SHORT TASK:
Identify and copy all lines of the material where the string "table" is found.

DATASET EXTRACT:

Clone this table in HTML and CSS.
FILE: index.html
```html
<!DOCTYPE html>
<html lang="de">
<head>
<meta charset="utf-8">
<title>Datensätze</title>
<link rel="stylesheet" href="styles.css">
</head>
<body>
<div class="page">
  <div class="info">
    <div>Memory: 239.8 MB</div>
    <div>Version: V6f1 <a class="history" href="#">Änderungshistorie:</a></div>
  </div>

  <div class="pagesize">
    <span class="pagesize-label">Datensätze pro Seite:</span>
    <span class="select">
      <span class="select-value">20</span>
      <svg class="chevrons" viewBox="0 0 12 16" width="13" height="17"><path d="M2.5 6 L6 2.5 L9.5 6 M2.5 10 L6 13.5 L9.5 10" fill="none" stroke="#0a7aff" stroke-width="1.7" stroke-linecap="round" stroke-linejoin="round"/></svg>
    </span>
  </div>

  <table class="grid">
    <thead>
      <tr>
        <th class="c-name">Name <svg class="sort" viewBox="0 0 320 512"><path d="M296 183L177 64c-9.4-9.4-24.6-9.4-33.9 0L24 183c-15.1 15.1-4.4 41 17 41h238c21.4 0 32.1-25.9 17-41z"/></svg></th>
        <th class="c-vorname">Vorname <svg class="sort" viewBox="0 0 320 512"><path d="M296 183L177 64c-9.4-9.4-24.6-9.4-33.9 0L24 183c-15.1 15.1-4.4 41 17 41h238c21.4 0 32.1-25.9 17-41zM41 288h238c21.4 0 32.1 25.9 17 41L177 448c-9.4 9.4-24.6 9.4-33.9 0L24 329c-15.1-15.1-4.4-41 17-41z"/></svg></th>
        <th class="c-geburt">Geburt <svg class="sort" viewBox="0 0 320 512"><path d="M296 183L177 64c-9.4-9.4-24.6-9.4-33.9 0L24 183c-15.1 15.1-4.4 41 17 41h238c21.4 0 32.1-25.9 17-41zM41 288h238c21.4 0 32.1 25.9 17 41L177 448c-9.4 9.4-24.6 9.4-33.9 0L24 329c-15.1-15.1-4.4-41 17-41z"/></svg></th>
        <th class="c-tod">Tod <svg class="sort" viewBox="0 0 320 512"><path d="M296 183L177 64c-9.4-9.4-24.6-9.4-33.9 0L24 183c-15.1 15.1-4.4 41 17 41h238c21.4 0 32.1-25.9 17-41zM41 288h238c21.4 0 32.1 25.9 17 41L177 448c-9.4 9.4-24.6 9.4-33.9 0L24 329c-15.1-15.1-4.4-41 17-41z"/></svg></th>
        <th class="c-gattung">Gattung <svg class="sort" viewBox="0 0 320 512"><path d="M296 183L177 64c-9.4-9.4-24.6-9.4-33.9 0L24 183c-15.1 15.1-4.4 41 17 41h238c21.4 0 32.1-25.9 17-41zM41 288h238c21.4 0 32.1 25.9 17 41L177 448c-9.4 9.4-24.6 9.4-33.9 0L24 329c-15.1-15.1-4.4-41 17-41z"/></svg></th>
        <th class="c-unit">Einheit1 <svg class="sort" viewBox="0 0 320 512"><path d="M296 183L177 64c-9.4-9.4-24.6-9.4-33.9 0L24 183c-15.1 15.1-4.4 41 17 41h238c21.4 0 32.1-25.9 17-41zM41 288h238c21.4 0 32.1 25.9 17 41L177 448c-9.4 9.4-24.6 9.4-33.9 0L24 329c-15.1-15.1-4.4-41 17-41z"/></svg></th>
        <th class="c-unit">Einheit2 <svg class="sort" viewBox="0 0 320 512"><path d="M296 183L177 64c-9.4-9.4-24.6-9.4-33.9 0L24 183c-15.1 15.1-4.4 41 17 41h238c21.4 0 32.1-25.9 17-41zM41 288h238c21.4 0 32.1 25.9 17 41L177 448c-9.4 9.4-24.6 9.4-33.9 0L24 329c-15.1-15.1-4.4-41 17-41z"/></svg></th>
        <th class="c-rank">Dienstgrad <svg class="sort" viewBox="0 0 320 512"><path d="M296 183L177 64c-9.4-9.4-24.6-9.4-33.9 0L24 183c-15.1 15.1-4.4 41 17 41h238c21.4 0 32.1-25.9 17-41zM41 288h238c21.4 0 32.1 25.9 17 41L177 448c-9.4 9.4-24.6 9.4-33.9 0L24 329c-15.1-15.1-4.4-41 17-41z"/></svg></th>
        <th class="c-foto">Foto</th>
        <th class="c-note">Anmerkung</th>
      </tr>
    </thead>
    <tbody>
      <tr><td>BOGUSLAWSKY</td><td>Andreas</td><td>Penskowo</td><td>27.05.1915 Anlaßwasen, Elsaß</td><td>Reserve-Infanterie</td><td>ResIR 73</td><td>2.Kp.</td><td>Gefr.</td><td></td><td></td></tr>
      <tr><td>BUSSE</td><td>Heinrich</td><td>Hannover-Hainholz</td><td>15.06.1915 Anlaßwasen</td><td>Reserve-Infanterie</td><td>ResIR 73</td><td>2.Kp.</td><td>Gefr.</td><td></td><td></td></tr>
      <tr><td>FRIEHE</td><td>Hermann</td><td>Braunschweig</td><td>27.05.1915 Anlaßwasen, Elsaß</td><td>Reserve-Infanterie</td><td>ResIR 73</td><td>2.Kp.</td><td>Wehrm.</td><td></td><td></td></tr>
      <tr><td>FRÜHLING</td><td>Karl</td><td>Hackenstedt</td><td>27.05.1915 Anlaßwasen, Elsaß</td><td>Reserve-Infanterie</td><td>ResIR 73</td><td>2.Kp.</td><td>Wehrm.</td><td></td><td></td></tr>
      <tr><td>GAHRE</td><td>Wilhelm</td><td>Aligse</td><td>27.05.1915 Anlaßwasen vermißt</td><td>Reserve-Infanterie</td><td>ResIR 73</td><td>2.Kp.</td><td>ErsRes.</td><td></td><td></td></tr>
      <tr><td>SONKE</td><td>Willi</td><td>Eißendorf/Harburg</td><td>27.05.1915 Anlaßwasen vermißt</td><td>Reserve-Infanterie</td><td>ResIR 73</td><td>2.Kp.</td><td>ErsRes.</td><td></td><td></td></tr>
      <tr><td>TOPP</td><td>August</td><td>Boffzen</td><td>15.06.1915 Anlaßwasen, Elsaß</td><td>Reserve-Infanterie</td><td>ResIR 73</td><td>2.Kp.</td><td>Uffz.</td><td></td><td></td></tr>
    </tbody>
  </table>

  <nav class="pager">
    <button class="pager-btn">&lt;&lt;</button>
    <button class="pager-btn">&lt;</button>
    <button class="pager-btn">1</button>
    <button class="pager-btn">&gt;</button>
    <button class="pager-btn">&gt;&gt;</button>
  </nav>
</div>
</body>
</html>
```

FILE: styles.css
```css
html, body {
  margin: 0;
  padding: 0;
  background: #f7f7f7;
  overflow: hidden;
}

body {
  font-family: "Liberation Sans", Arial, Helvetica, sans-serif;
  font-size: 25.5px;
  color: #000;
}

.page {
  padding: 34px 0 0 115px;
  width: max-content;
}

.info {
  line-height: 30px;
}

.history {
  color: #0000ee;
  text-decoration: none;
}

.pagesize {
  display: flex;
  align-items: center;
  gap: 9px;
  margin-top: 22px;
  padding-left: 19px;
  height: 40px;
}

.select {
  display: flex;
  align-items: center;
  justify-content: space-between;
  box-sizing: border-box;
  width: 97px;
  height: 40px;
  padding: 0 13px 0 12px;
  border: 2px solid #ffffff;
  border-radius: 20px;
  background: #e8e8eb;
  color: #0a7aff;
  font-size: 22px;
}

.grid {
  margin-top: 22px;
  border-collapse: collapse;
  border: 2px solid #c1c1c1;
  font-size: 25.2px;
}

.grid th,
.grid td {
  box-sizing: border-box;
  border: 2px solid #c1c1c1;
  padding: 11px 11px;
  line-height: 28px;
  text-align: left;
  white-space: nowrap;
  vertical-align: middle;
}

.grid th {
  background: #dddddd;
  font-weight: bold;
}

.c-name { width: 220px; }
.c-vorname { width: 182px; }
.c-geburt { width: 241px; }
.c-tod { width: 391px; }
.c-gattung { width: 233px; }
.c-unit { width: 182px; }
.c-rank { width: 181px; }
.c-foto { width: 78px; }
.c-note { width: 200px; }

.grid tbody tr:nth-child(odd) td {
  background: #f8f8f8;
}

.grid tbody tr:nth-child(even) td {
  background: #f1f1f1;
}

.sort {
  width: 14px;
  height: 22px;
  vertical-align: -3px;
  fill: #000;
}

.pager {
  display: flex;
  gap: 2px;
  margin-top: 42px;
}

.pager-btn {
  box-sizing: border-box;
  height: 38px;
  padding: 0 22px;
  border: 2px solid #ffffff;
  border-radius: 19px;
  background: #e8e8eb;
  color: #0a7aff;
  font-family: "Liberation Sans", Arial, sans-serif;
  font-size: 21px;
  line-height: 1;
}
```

FULL SOLUTION:
Clone this table in HTML and CSS.
  <table class="grid">
  </table>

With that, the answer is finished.